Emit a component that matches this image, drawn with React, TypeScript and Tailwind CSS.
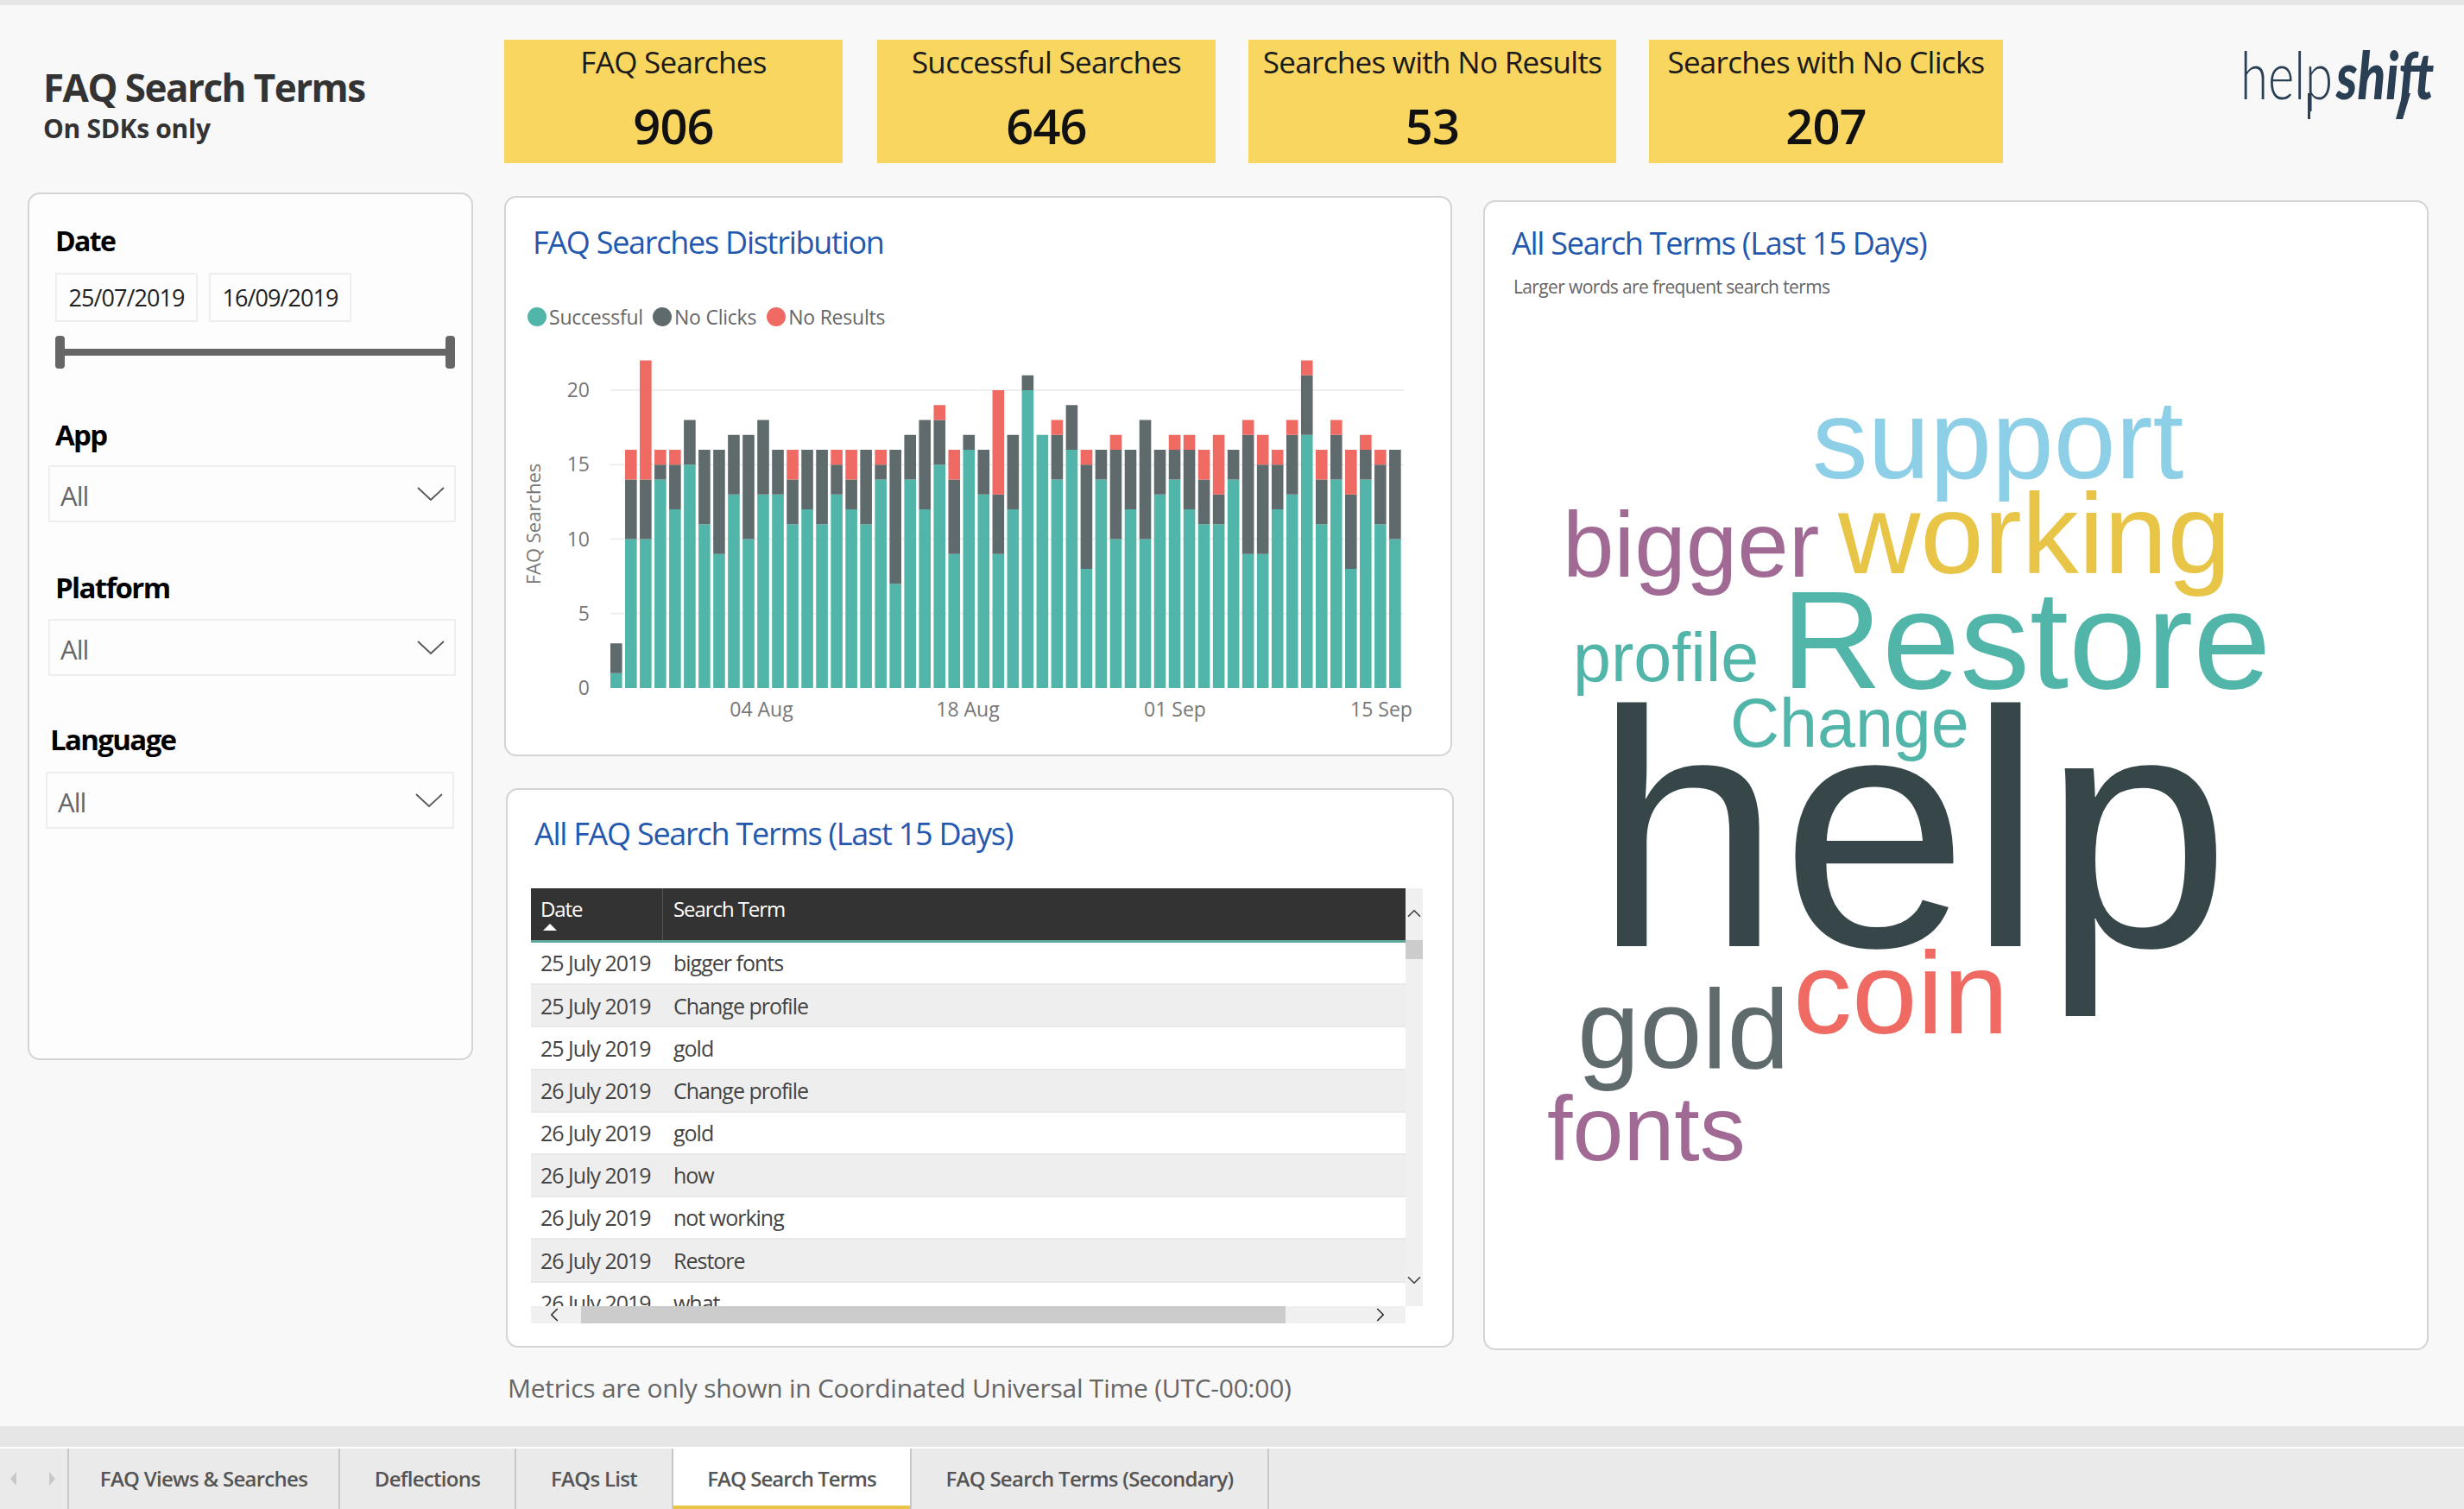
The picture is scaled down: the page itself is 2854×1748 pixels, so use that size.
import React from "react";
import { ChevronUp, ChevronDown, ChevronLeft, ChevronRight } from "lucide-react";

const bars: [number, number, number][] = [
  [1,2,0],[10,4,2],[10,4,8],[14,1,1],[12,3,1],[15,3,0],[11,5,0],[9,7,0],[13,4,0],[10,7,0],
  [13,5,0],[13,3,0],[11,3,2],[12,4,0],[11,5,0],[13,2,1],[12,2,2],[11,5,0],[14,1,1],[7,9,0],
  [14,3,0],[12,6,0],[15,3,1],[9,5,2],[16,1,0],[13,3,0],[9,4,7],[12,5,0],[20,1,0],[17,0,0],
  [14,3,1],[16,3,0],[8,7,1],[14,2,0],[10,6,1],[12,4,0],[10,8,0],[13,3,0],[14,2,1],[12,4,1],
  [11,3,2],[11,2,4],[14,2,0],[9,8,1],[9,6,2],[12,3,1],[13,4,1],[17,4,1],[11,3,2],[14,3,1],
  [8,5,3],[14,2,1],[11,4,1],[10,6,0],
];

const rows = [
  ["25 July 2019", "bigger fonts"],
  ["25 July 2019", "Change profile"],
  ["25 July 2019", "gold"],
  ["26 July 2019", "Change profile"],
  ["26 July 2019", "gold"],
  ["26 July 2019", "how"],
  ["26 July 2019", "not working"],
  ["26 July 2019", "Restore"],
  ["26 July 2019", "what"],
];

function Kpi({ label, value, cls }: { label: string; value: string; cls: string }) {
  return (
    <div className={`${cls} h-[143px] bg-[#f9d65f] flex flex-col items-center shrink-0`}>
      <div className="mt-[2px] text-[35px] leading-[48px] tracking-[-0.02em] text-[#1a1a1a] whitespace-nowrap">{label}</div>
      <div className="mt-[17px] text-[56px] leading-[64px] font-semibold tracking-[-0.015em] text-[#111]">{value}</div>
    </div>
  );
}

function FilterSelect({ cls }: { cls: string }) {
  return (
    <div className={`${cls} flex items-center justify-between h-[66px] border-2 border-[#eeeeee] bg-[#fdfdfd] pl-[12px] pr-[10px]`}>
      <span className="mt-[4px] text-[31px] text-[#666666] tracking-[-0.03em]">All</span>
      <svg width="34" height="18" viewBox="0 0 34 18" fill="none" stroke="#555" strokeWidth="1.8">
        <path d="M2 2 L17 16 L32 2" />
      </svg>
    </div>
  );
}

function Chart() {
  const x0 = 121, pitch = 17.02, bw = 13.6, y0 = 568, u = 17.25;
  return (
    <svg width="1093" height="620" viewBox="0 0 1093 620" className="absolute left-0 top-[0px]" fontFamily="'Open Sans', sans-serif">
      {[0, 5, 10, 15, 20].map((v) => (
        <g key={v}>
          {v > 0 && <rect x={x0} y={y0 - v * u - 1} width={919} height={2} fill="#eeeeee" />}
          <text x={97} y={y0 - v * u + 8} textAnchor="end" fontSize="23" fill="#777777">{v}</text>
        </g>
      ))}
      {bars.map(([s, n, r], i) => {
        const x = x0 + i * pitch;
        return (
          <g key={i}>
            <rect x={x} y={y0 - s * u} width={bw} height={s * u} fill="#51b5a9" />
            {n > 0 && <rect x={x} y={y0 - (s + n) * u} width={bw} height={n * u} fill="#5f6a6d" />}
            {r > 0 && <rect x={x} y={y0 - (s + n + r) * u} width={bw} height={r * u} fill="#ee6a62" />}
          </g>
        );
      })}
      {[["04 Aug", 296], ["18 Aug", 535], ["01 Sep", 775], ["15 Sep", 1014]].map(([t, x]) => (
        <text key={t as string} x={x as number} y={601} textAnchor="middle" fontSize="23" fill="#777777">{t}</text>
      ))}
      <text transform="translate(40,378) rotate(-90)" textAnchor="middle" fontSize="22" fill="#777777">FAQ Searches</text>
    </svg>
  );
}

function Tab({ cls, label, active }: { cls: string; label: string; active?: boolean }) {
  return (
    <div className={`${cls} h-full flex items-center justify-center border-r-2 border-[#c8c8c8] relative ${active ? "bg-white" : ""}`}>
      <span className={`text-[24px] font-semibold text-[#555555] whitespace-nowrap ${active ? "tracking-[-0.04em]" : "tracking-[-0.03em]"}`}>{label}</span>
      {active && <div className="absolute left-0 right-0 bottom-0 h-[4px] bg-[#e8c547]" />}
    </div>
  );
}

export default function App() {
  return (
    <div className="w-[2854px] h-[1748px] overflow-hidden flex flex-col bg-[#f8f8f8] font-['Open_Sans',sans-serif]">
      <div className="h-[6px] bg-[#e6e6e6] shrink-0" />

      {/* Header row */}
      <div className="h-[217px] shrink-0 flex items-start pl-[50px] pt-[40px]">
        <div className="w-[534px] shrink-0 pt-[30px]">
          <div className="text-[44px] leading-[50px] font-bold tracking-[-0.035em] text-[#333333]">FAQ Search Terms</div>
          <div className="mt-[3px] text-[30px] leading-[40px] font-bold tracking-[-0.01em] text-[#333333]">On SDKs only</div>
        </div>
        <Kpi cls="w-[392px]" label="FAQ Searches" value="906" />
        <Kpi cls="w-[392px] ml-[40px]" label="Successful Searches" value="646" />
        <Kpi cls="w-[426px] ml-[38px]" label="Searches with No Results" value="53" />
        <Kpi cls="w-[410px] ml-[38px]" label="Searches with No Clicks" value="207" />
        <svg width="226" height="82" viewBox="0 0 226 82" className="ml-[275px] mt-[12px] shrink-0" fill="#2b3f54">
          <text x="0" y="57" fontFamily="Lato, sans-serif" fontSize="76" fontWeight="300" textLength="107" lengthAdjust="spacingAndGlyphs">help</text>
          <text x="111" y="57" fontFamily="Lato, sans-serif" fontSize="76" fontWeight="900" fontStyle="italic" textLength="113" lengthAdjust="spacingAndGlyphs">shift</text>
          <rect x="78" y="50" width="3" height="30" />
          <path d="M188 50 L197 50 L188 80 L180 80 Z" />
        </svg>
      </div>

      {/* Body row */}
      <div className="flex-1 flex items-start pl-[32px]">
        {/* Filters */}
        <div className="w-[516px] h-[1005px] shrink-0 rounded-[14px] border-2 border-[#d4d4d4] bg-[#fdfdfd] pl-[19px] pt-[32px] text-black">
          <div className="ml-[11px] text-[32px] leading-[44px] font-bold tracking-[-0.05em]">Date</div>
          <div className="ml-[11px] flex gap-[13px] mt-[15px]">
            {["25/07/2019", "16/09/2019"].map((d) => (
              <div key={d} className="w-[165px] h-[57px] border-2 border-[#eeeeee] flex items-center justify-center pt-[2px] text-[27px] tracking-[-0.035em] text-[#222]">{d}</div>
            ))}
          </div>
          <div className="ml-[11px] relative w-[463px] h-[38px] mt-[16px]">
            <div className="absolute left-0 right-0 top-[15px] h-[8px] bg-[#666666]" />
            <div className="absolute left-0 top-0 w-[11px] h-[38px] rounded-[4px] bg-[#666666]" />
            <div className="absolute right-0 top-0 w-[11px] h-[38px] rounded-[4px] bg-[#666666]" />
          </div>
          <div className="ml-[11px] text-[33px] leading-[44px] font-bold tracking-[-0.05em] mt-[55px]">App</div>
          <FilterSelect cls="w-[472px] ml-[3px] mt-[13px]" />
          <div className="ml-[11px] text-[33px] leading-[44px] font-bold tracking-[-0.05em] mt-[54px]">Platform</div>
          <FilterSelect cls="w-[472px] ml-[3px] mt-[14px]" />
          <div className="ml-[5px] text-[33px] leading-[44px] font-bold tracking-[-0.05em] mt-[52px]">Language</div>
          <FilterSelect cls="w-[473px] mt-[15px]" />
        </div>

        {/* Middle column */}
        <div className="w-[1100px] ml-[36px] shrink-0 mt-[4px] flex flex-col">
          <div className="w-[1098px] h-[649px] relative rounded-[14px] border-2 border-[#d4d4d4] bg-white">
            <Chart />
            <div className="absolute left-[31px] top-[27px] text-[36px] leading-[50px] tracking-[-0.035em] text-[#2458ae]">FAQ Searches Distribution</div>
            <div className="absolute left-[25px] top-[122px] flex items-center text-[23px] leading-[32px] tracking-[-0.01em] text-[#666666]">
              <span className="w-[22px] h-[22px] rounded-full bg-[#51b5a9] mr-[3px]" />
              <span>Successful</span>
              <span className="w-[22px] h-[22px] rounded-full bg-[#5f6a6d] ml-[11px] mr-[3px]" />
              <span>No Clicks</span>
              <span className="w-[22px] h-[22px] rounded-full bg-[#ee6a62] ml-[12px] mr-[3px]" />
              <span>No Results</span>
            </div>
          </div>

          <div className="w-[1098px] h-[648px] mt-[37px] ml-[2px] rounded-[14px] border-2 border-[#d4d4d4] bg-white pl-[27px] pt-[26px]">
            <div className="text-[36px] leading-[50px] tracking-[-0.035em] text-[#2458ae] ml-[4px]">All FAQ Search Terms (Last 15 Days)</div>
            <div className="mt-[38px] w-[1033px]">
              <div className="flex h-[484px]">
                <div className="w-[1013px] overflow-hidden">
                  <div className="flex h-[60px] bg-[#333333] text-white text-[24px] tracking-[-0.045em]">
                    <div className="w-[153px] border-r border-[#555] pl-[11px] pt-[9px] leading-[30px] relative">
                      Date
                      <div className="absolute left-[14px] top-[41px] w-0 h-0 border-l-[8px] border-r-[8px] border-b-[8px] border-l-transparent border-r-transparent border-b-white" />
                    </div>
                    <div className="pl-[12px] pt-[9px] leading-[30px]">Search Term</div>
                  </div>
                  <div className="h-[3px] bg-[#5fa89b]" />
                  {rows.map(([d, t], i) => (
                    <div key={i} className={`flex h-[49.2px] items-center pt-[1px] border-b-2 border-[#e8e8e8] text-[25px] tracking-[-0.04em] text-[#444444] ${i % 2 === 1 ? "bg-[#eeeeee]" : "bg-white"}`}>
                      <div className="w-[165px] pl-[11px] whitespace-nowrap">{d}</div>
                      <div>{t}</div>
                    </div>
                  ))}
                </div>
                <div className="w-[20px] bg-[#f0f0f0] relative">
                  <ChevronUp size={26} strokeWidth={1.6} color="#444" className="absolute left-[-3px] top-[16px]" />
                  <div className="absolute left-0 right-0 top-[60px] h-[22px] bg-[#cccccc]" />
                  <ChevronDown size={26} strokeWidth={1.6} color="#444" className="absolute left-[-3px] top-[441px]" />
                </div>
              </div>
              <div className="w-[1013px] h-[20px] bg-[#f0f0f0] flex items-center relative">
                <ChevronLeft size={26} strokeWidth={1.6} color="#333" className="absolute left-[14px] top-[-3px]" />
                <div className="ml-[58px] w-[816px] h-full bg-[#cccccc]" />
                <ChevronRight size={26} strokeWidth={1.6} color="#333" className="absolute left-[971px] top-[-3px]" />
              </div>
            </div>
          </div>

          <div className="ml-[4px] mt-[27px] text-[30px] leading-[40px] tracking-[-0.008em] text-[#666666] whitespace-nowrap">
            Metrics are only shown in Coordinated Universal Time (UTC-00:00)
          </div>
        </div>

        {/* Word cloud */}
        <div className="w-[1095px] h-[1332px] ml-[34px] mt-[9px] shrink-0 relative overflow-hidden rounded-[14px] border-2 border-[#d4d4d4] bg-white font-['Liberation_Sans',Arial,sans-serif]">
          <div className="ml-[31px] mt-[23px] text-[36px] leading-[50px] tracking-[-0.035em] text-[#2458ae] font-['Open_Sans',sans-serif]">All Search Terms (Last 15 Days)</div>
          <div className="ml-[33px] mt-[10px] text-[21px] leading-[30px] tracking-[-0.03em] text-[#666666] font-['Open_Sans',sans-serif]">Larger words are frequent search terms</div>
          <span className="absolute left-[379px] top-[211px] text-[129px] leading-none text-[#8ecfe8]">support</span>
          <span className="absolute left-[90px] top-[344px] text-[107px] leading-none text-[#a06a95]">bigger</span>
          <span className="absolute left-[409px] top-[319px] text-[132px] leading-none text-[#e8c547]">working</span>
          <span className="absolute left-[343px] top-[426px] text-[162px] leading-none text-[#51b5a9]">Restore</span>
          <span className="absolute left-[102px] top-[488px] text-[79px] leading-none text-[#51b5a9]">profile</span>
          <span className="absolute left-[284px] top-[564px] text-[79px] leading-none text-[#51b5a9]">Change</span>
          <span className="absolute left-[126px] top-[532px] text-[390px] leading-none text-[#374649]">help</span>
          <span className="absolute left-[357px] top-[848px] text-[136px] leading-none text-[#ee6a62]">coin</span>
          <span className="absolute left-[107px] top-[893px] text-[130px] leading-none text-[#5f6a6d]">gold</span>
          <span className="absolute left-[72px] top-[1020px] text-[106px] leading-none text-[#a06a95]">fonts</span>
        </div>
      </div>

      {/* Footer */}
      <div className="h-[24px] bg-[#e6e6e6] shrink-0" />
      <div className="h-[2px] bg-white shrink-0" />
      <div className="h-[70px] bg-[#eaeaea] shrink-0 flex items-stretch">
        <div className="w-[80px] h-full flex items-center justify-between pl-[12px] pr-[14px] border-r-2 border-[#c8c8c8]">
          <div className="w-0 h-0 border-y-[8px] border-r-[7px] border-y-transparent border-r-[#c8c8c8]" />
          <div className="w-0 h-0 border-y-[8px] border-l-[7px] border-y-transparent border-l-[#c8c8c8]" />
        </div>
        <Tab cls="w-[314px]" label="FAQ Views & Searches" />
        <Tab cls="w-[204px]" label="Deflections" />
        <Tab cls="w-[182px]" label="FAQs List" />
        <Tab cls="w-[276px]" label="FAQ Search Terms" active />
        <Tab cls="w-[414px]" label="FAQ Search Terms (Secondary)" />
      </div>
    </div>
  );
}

*Task statement*
Repeat exactly and only the lines from the start of the data above through the line that holds "ChevronDown, ChevronLeft, ChevronRight", inclusive. Pictures do not belong in the copy.

*Full solution*
Emit a component that matches this image, drawn with React, TypeScript and Tailwind CSS.
The picture is scaled down: the page itself is 2854×1748 pixels, so use that size.
import React from "react";
import { ChevronUp, ChevronDown, ChevronLeft, ChevronRight } from "lucide-react";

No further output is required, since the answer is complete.